# State machines and rule sets

In connection with rule systems for grammars, Petersonn and Synek introduced the following class of structures (A,B,C,d) which admit a large number of applications, including one to rule sets (as in Peter Aczel's article "Inductive definitions" in the Handbook of Mathematical Logic), and one to the theory of state machines:
• A is a set. For example,
1. a set of formulas.
2. a set of protocol states.
• B is a family of sets indexed by A. For example, the set B(a) (where a is an element of A) might represent:
1. the set of legal inference steps which have formula a as conclusion.
2. the set of legal commands that may be issued by the user of a state machine when the protocol is in state a.
• C is a doubly-indexed family of sets indexed by A and B(a) (where a is an element of A). For example, C(a,b) might represent:
1. the set of identifiers for premises of inference step b which has conclusion a.
2. the set of legal responses that may be returned by the state machine to a user who has issued command b in state a.
• d is a ternary function which applied to an element a of A, and element b of B(a), and an element c of C(a,b) returns an element d(a,b,c) of A. For example d(a,b,c) might represent
1. the formula to be proved by the c-th premise of rule b for concluding a.
2. the protocol state after in state a the user issues command b and gets response c.
Essentially the same structure can be expressed as a function from A to Fam (Fam A), where Fam of a type is the type SIGMA I : Set . I -> A. This defines two monotone functions from predicates over A to predicates over A :
• User ( X ) = exists b : B a . all c : C a b . X (d a b c) There is a command which the user can issue which ensures that X holds in the next state, whatever the response. (There may be no possible response, and hence no next state.)
• Machine ( X ) = all b : B a . exists c : C a b . X (d a b c) Whatever the command, there is a way for the machine to responding which ensures that X holds in the next state.

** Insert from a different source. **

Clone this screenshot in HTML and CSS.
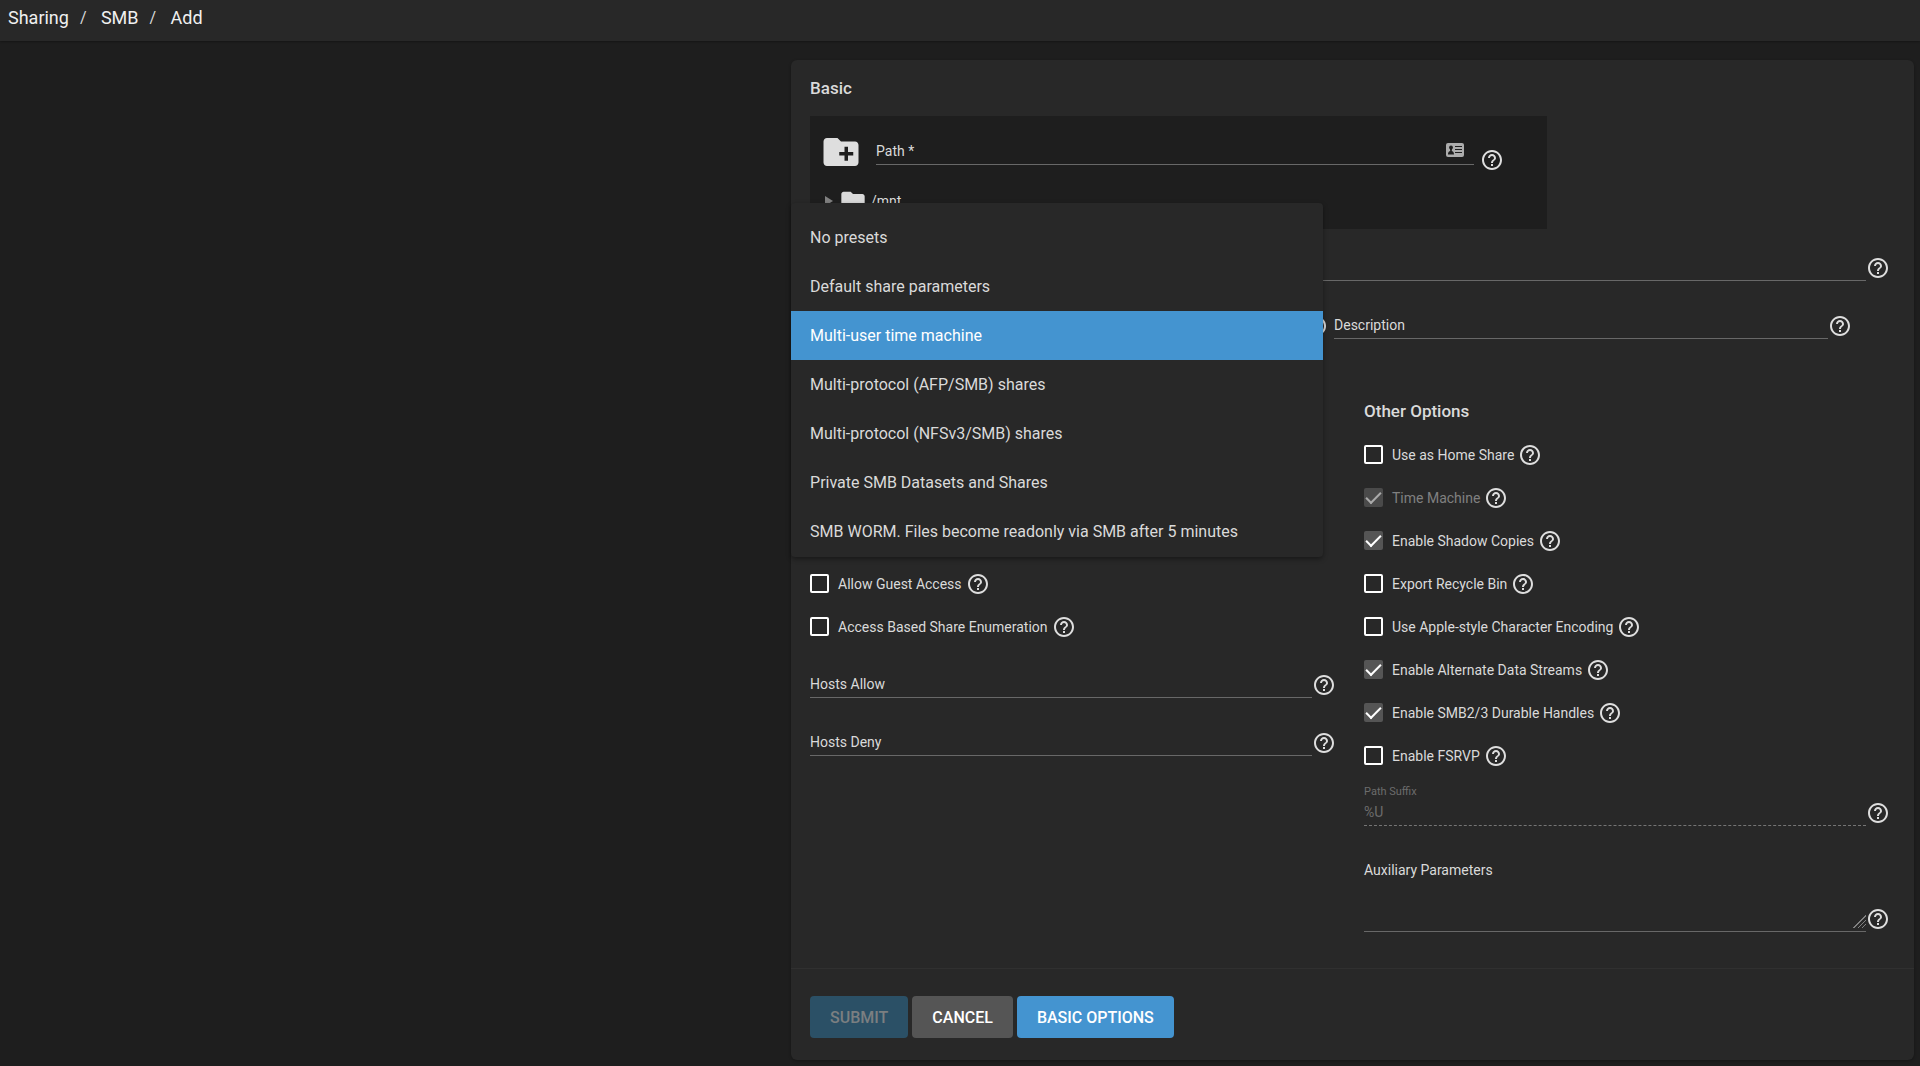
FILE: index.html
```html
<!DOCTYPE html>
<html lang="en">
<head>
  <meta charset="UTF-8">
  <meta name="viewport" content="width=device-width, initial-scale=1.0">
  <title>Sharing / SMB / Add</title>
  <link rel="stylesheet" href="styles.css">
</head>
<body>
  <!-- Shared icons -->
  <svg class="sprite" aria-hidden="true">
    <symbol id="icon-help" viewBox="0 0 24 24">
      <path d="M11 18h2v-2h-2v2zm1-16C6.480 2 2 6.480 2 12s4.480 10 10 10 10-4.480 10-10S17.520 2 12 2zm0 18c-4.410 0-8-3.590-8-8s3.590-8 8-8 8 3.590 8 8-3.590 8-8 8zm0-14c-2.210 0-4 1.790-4 4h2c0-1.100.9-2 2-2s2 .9 2 2c0 2-3 1.750-3 5h2c0-2.250 3-2.500 3-5 0-2.210-1.790-4-4-4z"/>
    </symbol>
    <symbol id="icon-folder" viewBox="0 0 24 24">
      <path d="M10 4H4c-1.100 0-2 .9-2 2v12c0 1.100.9 2 2 2h16c1.100 0 2-.9 2-2V8c0-1.100-.9-2-2-2h-8l-2-2z"/>
    </symbol>
    <symbol id="icon-new-folder" viewBox="0 0 24 24">
      <path d="M20 6h-8l-2-2H4c-1.110 0-1.990.89-1.990 2L2 18c0 1.110.89 2 2 2h16c1.110 0 2-.89 2-2V8c0-1.110-.89-2-2-2zm-1 8h-3v3h-2v-3h-3v-2h3V9h2v3h3v2z"/>
    </symbol>
  </svg>

  <header>
    <nav class="breadcrumb" aria-label="Breadcrumb">
      <a href="#">Sharing</a>
      <span>/</span>
      <a href="#">SMB</a>
      <span>/</span>
      <a href="#">Add</a>
    </nav>
  </header>

  <main>
    <form class="card">
      <div class="card-body">
        <h2>Basic</h2>

        <div class="explorer">
          <div class="explorer-row">
            <button type="button" class="icon-btn" aria-label="Create dataset">
              <svg class="icon-lg"><use href="#icon-new-folder"/></svg>
            </button>
            <div class="control">
              <label for="path">Path *</label>
              <input type="text" id="path">
              <svg class="card-icon" viewBox="0 0 18 14">
                <rect width="18" height="14" rx="2"/>
                <path class="cutout" d="M9 3h7v1H9zM9 6h7v1H9zM9 9h7v1H9z"/>
                <circle class="cutout" cx="5" cy="4.500" r="1.900"/>
                <path class="cutout" d="M2 11.500c0-3 1.500-3 2.200-3.500L4 6h2l-.2 2c.7.500 2.200.500 2.200 3.500z"/>
              </svg>
            </div>
            <button type="button" class="help" aria-label="Help"><svg><use href="#icon-help"/></svg></button>
          </div>
          <div class="tree-row">
            <svg class="arrow" viewBox="0 0 8 10"><path d="M0 0l8 5-8 5z"/></svg>
            <svg class="icon-md"><use href="#icon-folder"/></svg>
            <span>/mnt</span>
          </div>
        </div>

        <div class="fields">
          <div class="field">
            <div class="control">
              <label for="name" class="covered">Name</label>
              <input type="text" id="name">
            </div>
            <button type="button" class="help" aria-label="Help"><svg><use href="#icon-help"/></svg></button>
          </div>

          <div class="field-pair">
            <div class="field">
              <div class="control">
                <select id="purpose" class="covered" aria-label="Purpose">
                  <option>Default share parameters</option>
                </select>
                <!-- Open menu of the purpose select -->
                <ul class="menu" role="listbox" aria-label="Purpose">
                  <li role="option">No presets</li>
                  <li role="option">Default share parameters</li>
                  <li role="option" class="active" aria-selected="true">Multi-user time machine</li>
                  <li role="option">Multi-protocol (AFP/SMB) shares</li>
                  <li role="option">Multi-protocol (NFSv3/SMB) shares</li>
                  <li role="option">Private SMB Datasets and Shares</li>
                  <li role="option">SMB WORM. Files become readonly via SMB after 5 minutes</li>
                </ul>
              </div>
              <button type="button" class="help" aria-label="Help"><svg><use href="#icon-help"/></svg></button>
            </div>
            <div class="field">
              <div class="control">
                <label for="description">Description</label>
                <input type="text" id="description">
              </div>
              <button type="button" class="help" aria-label="Help"><svg><use href="#icon-help"/></svg></button>
            </div>
          </div>
        </div>

        
        <div class="check covered">
          <label><input type="checkbox" checked>Enabled</label>
        </div>

        <div class="columns">
          <section>
            <h2 class="covered">Access</h2>
            <div class="check covered">
              <label><input type="checkbox" checked>Enable ACL</label>
            </div>
            <div class="check covered">
              <label><input type="checkbox">Export Read Only</label>
            </div>
            <div class="check covered">
              <label><input type="checkbox" checked>Browsable to Network Clients</label>
            </div>
            <div class="check">
              <label><input type="checkbox">Allow Guest Access</label>
              <button type="button" class="help" aria-label="Help"><svg><use href="#icon-help"/></svg></button>
            </div>
            <div class="check">
              <label><input type="checkbox">Access Based Share Enumeration</label>
              <button type="button" class="help" aria-label="Help"><svg><use href="#icon-help"/></svg></button>
            </div>
            <div class="fields">
              <div class="field">
                <div class="control">
                  <label for="hosts-allow">Hosts Allow</label>
                  <input type="text" id="hosts-allow">
                </div>
                <button type="button" class="help" aria-label="Help"><svg><use href="#icon-help"/></svg></button>
              </div>
              <div class="field">
                <div class="control">
                  <label for="hosts-deny">Hosts Deny</label>
                  <input type="text" id="hosts-deny">
                </div>
                <button type="button" class="help" aria-label="Help"><svg><use href="#icon-help"/></svg></button>
              </div>
            </div>
          </section>

          <section>
            <h2>Other Options</h2>
            <div class="check">
              <label><input type="checkbox">Use as Home Share</label>
              <button type="button" class="help" aria-label="Help"><svg><use href="#icon-help"/></svg></button>
            </div>
            <div class="check disabled">
              <label><input type="checkbox" checked disabled>Time Machine</label>
              <button type="button" class="help" aria-label="Help"><svg><use href="#icon-help"/></svg></button>
            </div>
            <div class="check">
              <label><input type="checkbox" checked>Enable Shadow Copies</label>
              <button type="button" class="help" aria-label="Help"><svg><use href="#icon-help"/></svg></button>
            </div>
            <div class="check">
              <label><input type="checkbox">Export Recycle Bin</label>
              <button type="button" class="help" aria-label="Help"><svg><use href="#icon-help"/></svg></button>
            </div>
            <div class="check">
              <label><input type="checkbox">Use Apple-style Character Encoding</label>
              <button type="button" class="help" aria-label="Help"><svg><use href="#icon-help"/></svg></button>
            </div>
            <div class="check">
              <label><input type="checkbox" checked>Enable Alternate Data Streams</label>
              <button type="button" class="help" aria-label="Help"><svg><use href="#icon-help"/></svg></button>
            </div>
            <div class="check">
              <label><input type="checkbox" checked>Enable SMB2/3 Durable Handles</label>
              <button type="button" class="help" aria-label="Help"><svg><use href="#icon-help"/></svg></button>
            </div>
            <div class="check">
              <label><input type="checkbox">Enable FSRVP</label>
              <button type="button" class="help" aria-label="Help"><svg><use href="#icon-help"/></svg></button>
            </div>
            <div class="field suffix">
              <div class="stack">
                <label for="path-suffix">Path Suffix</label>
                <input type="text" id="path-suffix" value="%U" disabled>
              </div>
              <button type="button" class="help" aria-label="Help"><svg><use href="#icon-help"/></svg></button>
            </div>
            <div class="field auxiliary">
              <div class="stack">
                <label for="aux-params">Auxiliary Parameters</label>
                <textarea id="aux-params"></textarea>
              </div>
              <button type="button" class="help" aria-label="Help"><svg><use href="#icon-help"/></svg></button>
            </div>
          </section>
        </div>
      </div>

      <div class="actions">
        <button type="submit" class="btn btn-primary" disabled>SUBMIT</button>
        <button type="button" class="btn">CANCEL</button>
        <button type="button" class="btn btn-primary">BASIC OPTIONS</button>
      </div>
    </form>
  </main>
</body>
</html>
```
FILE: styles.css
```css
* {
  box-sizing: border-box;
}
body {
  font-family: Roboto, sans-serif;
  font-size: 14px;
  line-height: 20px;
  margin: 0;
  background-color: #1e1e1e;
  color: #dadada;
}
.sprite {
  position: absolute;
  width: 0;
  height: 0;
}
svg {
  display: block;
  fill: currentColor;
}
header {
  background-color: #282828;
  height: 41px;
  padding: 6px 8px;
  box-shadow: 0 1px 2px rgba(0, 0, 0, 0.3);
}
.breadcrumb {
  display: flex;
  font-size: 18px;
  line-height: 24px;
}
.breadcrumb a {
  color: #f0f0f0;
  text-decoration: none;
}
.breadcrumb span {
  width: 32px;
  padding-left: 11px;
  font-size: 16px;
}
main {
  padding: 19px 6px 7px 41.2%;
}
.card {
  background-color: #282828;
  border-radius: 6px;
  box-shadow: 0 1px 3px rgba(0, 0, 0, 0.3);
}
.card-body {
  padding: 16px 24px 36px 19px;
}
h2 {
  margin: 0;
  font-size: 17px;
  font-weight: 500;
  line-height: 24px;
}

/* Path explorer */
.explorer {
  width: 68.2%;
  margin-top: 16px;
  padding: 15px 43px 14px 10px;
  background-color: #1e1e1e;
}
.explorer-row {
  display: flex;
  align-items: center;
}
.explorer-row .control {
  margin-bottom: 2px;
}
.explorer-row .help {
  margin: 16px 0 0 6px;
}
.icon-btn, .help {
  flex: none;
  padding: 0;
  border: 0;
  background: none;
  color: #dedede;
}
.icon-btn {
  margin-right: 14px;
}
.icon-lg {
  width: 42px;
  height: 42px;
}
.icon-md {
  width: 28px;
  height: 28px;
}
.help, .help svg {
  width: 24px;
  height: 24px;
}
.card-icon {
  position: absolute;
  right: 10px;
  top: 6px;
  width: 18px;
  height: 14px;
  color: #acacac;
}
.cutout {
  fill: #1e1e1e;
}
.tree-row {
  display: flex;
  align-items: center;
  margin-top: 14px;
  padding-left: 5px;
}
.tree-row .arrow {
  width: 8px;
  height: 10px;
  margin-right: 6px;
  color: #808080;
}
.tree-row span {
  margin-left: 4px;
}

/* Fields */
.fields {
  display: flex;
  flex-direction: column;
  gap: 30px;
  padding-top: 24px;
}
.columns .fields {
  padding-top: 22px;
}
.field {
  display: flex;
  align-items: flex-end;
}
.field .help {
  margin-bottom: 1px;
}
.field-pair {
  display: grid;
  grid-template-columns: 1fr 1fr;
  gap: 6px;
  padding-right: 38px;
}
.control {
  position: relative;
  display: grid;
  flex: 1;
  height: 28px;
  border-bottom: 1px solid #686868;
}
.control > label, .control > input, .control > select {
  grid-area: 1 / 1;
  align-self: center;
}
input[type="text"], select, textarea {
  width: 100%;
  height: 27px;
  padding: 0;
  border: 0;
  outline: 0;
  background: none;
  color: inherit;
  font: inherit;
}
.stack {
  flex: 1;
}
.stack label, .stack textarea {
  display: block;
}
.suffix {
  margin-top: 9px;
  color: #6c6c6c;
}
.suffix label {
  font-size: 11px;
  line-height: 12px;
}
.suffix input[type="text"] {
  display: block;
  height: 28px;
  border-bottom: 1px dashed #757575;
}
.auxiliary {
  margin-top: 34px;
}
.auxiliary textarea {
  height: 48px;
  resize: vertical;
}
.auxiliary .stack {
  padding-bottom: 3px;
  border-bottom: 1px solid #686868;
}
textarea::-webkit-resizer {
  background: linear-gradient(135deg, #282828 50%, transparent 50%), repeating-linear-gradient(135deg, #808080 0 1px, #282828 1px 3px);
}

/* Check boxes */
.check {
  display: flex;
  align-items: center;
  height: 43px;
}
.check label {
  display: flex;
  align-items: center;
  gap: 9px;
  margin-right: 4px;
}
.check input {
  appearance: none;
  width: 19px;
  height: 19px;
  margin: 0;
  border: 2px solid #fff;
  border-radius: 2px;
}
.check input:checked {
  display: grid;
  place-items: center;
  border: 0;
  background-color: #555;
}
.check input:checked::before {
  content: "";
  width: 13px;
  height: 6px;
  margin-bottom: 4px;
  border-left: 2px solid #fff;
  border-bottom: 2px solid #fff;
  transform: rotate(-45deg);
}
.check.disabled label {
  color: #808080;
}
.check.disabled input {
  background-color: #4a4a4a;
}
.check.disabled input::before {
  border-color: #aaa;
}

.columns {
  display: grid;
  grid-template-columns: 1fr 1fr;
  gap: 28px;
  padding-top: 17px;
}
.columns h2 {
  margin-bottom: 10px;
}

/* Open select menu */
.menu {
  position: absolute;
  z-index: 1;
  left: -19px;
  right: -19px;
  bottom: -219px;
  margin: 0;
  padding: 10px 0 1px;
  list-style: none;
  background-color: #282828;
  border-radius: 4px;
  box-shadow: 0 2px 5px rgba(0, 0, 0, 0.4);
  font-size: 16px;
}
.menu li {
  padding: 0 19px;
  line-height: 49px;
}
.menu .active {
  background-color: #4494d0;
  color: #fff;
}
.covered {
  visibility: hidden;
}

.actions {
  display: flex;
  gap: 4px;
  padding: 27px 19px 22px;
  border-top: 1px solid #303030;
}
.btn {
  height: 42px;
  padding: 0 20px;
  border: 0;
  border-radius: 4px;
  background-color: #555;
  color: #fff;
  font: 500 16px Roboto, sans-serif;
}
.btn-primary {
  background-color: #4494d0;
}
.btn:disabled {
  background-color: #2b5066;
  color: #7b7f81;
}
```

The least fixed point of the function User is a set of states in which the user has a strategy, or interactive program which forces the machine to stop. A constructive proof that the machine can be forced to stop is essentially a well founded structure saying what commands to issue, and what to do with a possible response. It is something which can be used as a program. Note that the state of the user program is something quite different from the state of the user/machine protocol.

The least fixed point of the function Machine is a set of states in which the machine has a strategy, or interactive program which forces the user to stop. A constructive proof that the user can be forced to stop is essentially a well founded structure saying for any command what responses to give for it, and what to do next. It is something which can be used as a program for the state machine. Notice that the state of the machine is something quite different from the state of the user/machine protocol.

There are a number of other inductive constructions which arise in connection with interactive programs and state-machines. It is also interesting to consider notions of simulation, "virtual" machines, and refinement.